The arc of King’s career mirrored these developments. As a young officer, he commanded destroyers in the Atlantic Fleet Torpedo Flotilla and learned Sims’ approach to doctrinal development. Later, when Knox fell ill, King became Sims’ aide. During World War I, King served on the staff of Atlantic Fleet Commander Admiral Henry T. Mayo and became familiar with the challenges of fleet command. In the 1920s, King commanded a submarine division and explored sumarines’ utility in a fleet action. At age 48, in 1926, he accepted an offer to command the submarine tender USS Wright (AV-1) and earned his wings at Pensacola. King became captain of the new carrier USS Lexington (CV-2) in 1930. During the Fleet Problems of 1931 and 1932, he used his new type of ship to demonstrate the effectiveness of independent carrier task forces and introduced the Navy’s first combat air patrol. King became familiar with the Navy’s learning system by participating in it; he recognized its potential for stimulating new ideas and harnessing the creativity of officers. 

In 1932, King left the fleet to attend the Naval War College, where exposure to strategic and operational problems broadened his outlook. He began to realize that the Navy’s emphasis on decentralized decision making had implications beyond the tactical sphere. In battle, independent action by subordinates—if coordinated by doctrine and plans—could seize fleeting opportunities and keep the enemy off balance. There was an operational parallel: The Navy’s decentralized approach to doctrinal development allowed it to experiment with new tactics and methods extremely rapidly. 

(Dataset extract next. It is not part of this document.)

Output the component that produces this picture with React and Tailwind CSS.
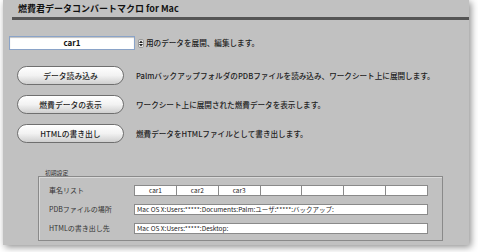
const jp = { fontFamily: '"Noto Sans CJK JP", "Liberation Sans", sans-serif' };

function PillButton({ label }) {
  return (
    <button className="w-[107px] h-[19px] shrink-0 rounded-full border border-[#6f6f6f] bg-gradient-to-b from-white via-[#f2f2f2] to-[#cfcfcf] text-[7.8px] leading-none font-medium text-[#222] shadow-[inset_0_1px_0_#fff]">
      {label}
    </button>
  );
}

const actions = [
  ['データ読み込み', 'PalmバックアップフォルダのPDBファイルを読み込み、ワークシート上に展開します。'],
  ['燃費データの表示', 'ワークシート上に展開された燃費データを表示します。'],
  ['HTMLの書き出し', '燃費データをHTMLファイルとして書き出します。'],
];

const cars = ['car1', 'car2', 'car3', '', '', '', ''];

export default function App() {
  return (
    <div className="w-[478px] h-[252px] bg-white overflow-hidden" style={jp}>
      <div className="ml-[3px] w-[466px] h-[245px] bg-[#c1c1c1] shadow-[2px_2px_7px_rgba(0,0,0,0.45)] flex flex-col">
        <div className="h-[17px] pl-[15px] pt-[3px] text-[9px] leading-[12px] font-bold text-[#111]">
          燃費君データコンバートマクロ for Mac
        </div>
        <div className="ml-[9px] h-[3px] bg-[#555]" />

        <div className="mt-[16px] ml-[6px] flex items-center h-[14px]">
          <div className="w-[126px] h-[14px] bg-white border border-[#8aa3c8] shadow-[inset_0_1px_1px_rgba(0,0,0,0.25)] flex items-center justify-center text-[8px] font-bold text-[#111]">
            car1
          </div>
          <div className="ml-[3px] w-[6px] h-[9px] rounded-[2px] bg-[#eee] border border-[#999] flex flex-col items-center justify-center">
            <svg width="4" height="7" viewBox="0 0 4 7">
              <path d="M0 3 L2 0.5 L4 3 Z M0 4 L2 6.5 L4 4 Z" fill="#222" />
            </svg>
          </div>
          <span className="ml-[2px] text-[7.6px] font-medium text-[#222]">用のデータを展開、編集します。</span>
        </div>

        <div className="mt-[16px] ml-[14px] flex flex-col gap-[10px]">
          {actions.map(([label, desc]) => (
            <div key={label} className="flex items-center gap-[12px]">
              <PillButton label={label} />
              <span className="text-[7.6px] font-medium text-[#222] whitespace-nowrap">{desc}</span>
            </div>
          ))}
        </div>

        <div className="mt-[27px] ml-[35px] w-[405px]">
          <div className="pl-[7px] text-[5.8px] leading-[6px] text-[#333]">初期設定</div>
          <div className="h-[65px] border border-[#8a8a8a] shadow-[inset_1px_1px_0_rgba(255,255,255,0.4)] pt-[8px] pl-[10px] pr-[14px] flex flex-col gap-[9px]">
            <div className="flex items-center h-[10px]">
              <span className="w-[85px] text-[7px] text-[#333]">車名リスト</span>
              <div className="flex-1 h-[11px] flex bg-white border border-[#8a8a8a]">
                {cars.map((c, i) => (
                  <div key={i} className="flex-1 border-r border-[#8a8a8a] last:border-r-0 text-[6.5px] leading-[9px] text-center text-[#222]">
                    {c}
                  </div>
                ))}
              </div>
            </div>
            <div className="flex items-center h-[10px]">
              <span className="w-[85px] text-[7px] text-[#333]">PDBファイルの場所</span>
              <div className="flex-1 h-[11px] bg-white border border-[#8a8a8a] pl-[2px] text-[6.5px] leading-[9px] text-[#222]">
                Mac OS X:Users:*****:Documents:Palm:ユーザ:*****:バックアップ:
              </div>
            </div>
            <div className="flex items-center h-[10px]">
              <span className="w-[85px] text-[7px] text-[#333]">HTMLの書き出し先</span>
              <div className="flex-1 h-[11px] bg-white border border-[#8a8a8a] pl-[2px] text-[6.5px] leading-[9px] text-[#222]">
                Mac OS X:Users:*****:Desktop:
              </div>
            </div>
          </div>
        </div>
      </div>
    </div>
  );
}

In effect, the Navy’s learning system had the potential to be an OODA (observe, orient, decide, act) loop for doctrinal development.19 King took this knowledge with him as he moved on to command the Atlantic Fleet. In December 1941, he became COMINCH. When the opportunity arose the following June, King pressed for an offensive because he was confident the Pacific Fleet’s learning cycle for doctrinal development would be more rapid than that of the Japanese.

Learning from Guadalcanal 

Admiral King was correct, and Guadalcanal spurred learning on two major levels during the fighting. The first has already been described: Admirals in the theater rapidly adjusted to combat lessons, taking advantage of the Navy’s trust in them to develop the most effective doctrines for their specific circumstances. These approaches did not always work, but in the process, they provided valuable lessons for the second level of learning. And one level up, at Pearl Harbor, Nimitz and his staff reviewed action reports and other accounts of the fighting, identifying weaknesses and potential opportunities. 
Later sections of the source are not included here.